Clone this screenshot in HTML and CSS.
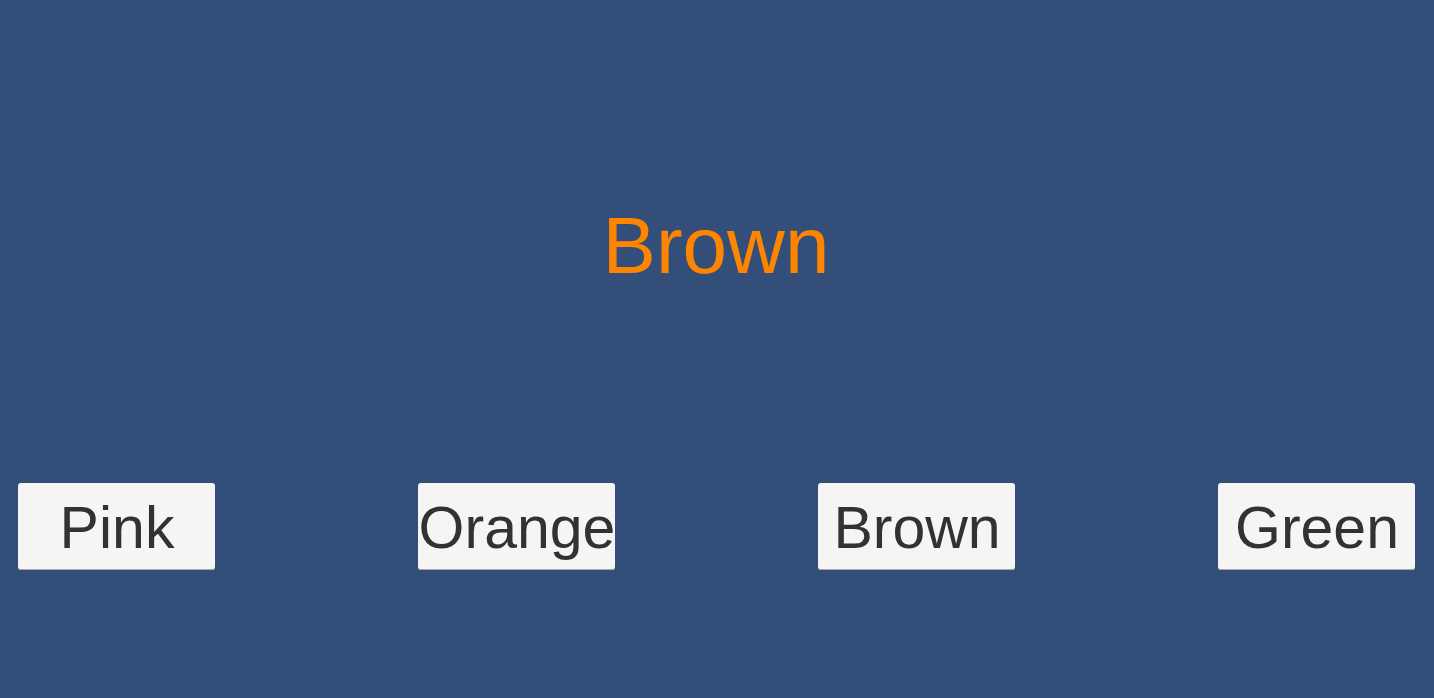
FILE: index.html
```html
<!DOCTYPE html>
<html>
<head>
<meta charset="utf-8">
<link rel="stylesheet" href="styles.css">
</head>
<body>
<main class="screen">
  <div class="title">Brown</div>
  <div class="choices">
    <button class="choice">Pink</button>
    <button class="choice">Orange</button>
    <button class="choice">Brown</button>
    <button class="choice">Green</button>
  </div>
</main>
</body>
</html>
```
FILE: styles.css
```css
html, body {
  margin: 0;
  padding: 0;
  height: 100%;
  background: #334f79;
}
.screen {
  height: 698px;
  padding-top: 206px;
  box-sizing: border-box;
  font-family: "Liberation Sans", Arial, sans-serif;
}
.title {
  height: 80px;
  line-height: 80px;
  font-size: 80px;
  color: #ff8500;
  text-align: center;
  padding-right: 2px;
}
.choices {
  margin-top: 197px;
  padding: 0 19px 0 18px;
  display: flex;
  justify-content: space-between;
}
.choice {
  width: 197px;
  height: 87px;
  margin: 0;
  padding: 3px 0 0 1px;
  box-sizing: border-box;
  border: none;
  border-radius: 3px;
  background: #f5f5f5;
  box-shadow: inset 0 -1px 0 #a8a8a8;
  color: #323232;
  font-family: "Liberation Sans", Arial, sans-serif;
  font-size: 59px;
  line-height: 84px;
  display: flex;
  align-items: center;
  justify-content: center;
  white-space: nowrap;
  overflow: visible;
}
```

▶ **STATED EXERCISE**
Retype each line of the listing above word for word. Exclude the pictures.

▶ **OUTPUT FOR THIS TASK**
Clone this screenshot in HTML and CSS.
FILE: index.html
```html
<!DOCTYPE html>
<html>
<head>
<meta charset="utf-8">
<link rel="stylesheet" href="styles.css">
</head>
<body>
<main class="screen">
  <div class="title">Brown</div>
  <div class="choices">
    <button class="choice">Pink</button>
    <button class="choice">Orange</button>
    <button class="choice">Brown</button>
    <button class="choice">Green</button>
  </div>
</main>
</body>
</html>
```
FILE: styles.css
```css
html, body {
  margin: 0;
  padding: 0;
  height: 100%;
  background: #334f79;
}
.screen {
  height: 698px;
  padding-top: 206px;
  box-sizing: border-box;
  font-family: "Liberation Sans", Arial, sans-serif;
}
.title {
  height: 80px;
  line-height: 80px;
  font-size: 80px;
  color: #ff8500;
  text-align: center;
  padding-right: 2px;
}
.choices {
  margin-top: 197px;
  padding: 0 19px 0 18px;
  display: flex;
  justify-content: space-between;
}
.choice {
  width: 197px;
  height: 87px;
  margin: 0;
  padding: 3px 0 0 1px;
  box-sizing: border-box;
  border: none;
  border-radius: 3px;
  background: #f5f5f5;
  box-shadow: inset 0 -1px 0 #a8a8a8;
  color: #323232;
  font-family: "Liberation Sans", Arial, sans-serif;
  font-size: 59px;
  line-height: 84px;
  display: flex;
  align-items: center;
  justify-content: center;
  white-space: nowrap;
  overflow: visible;
}
```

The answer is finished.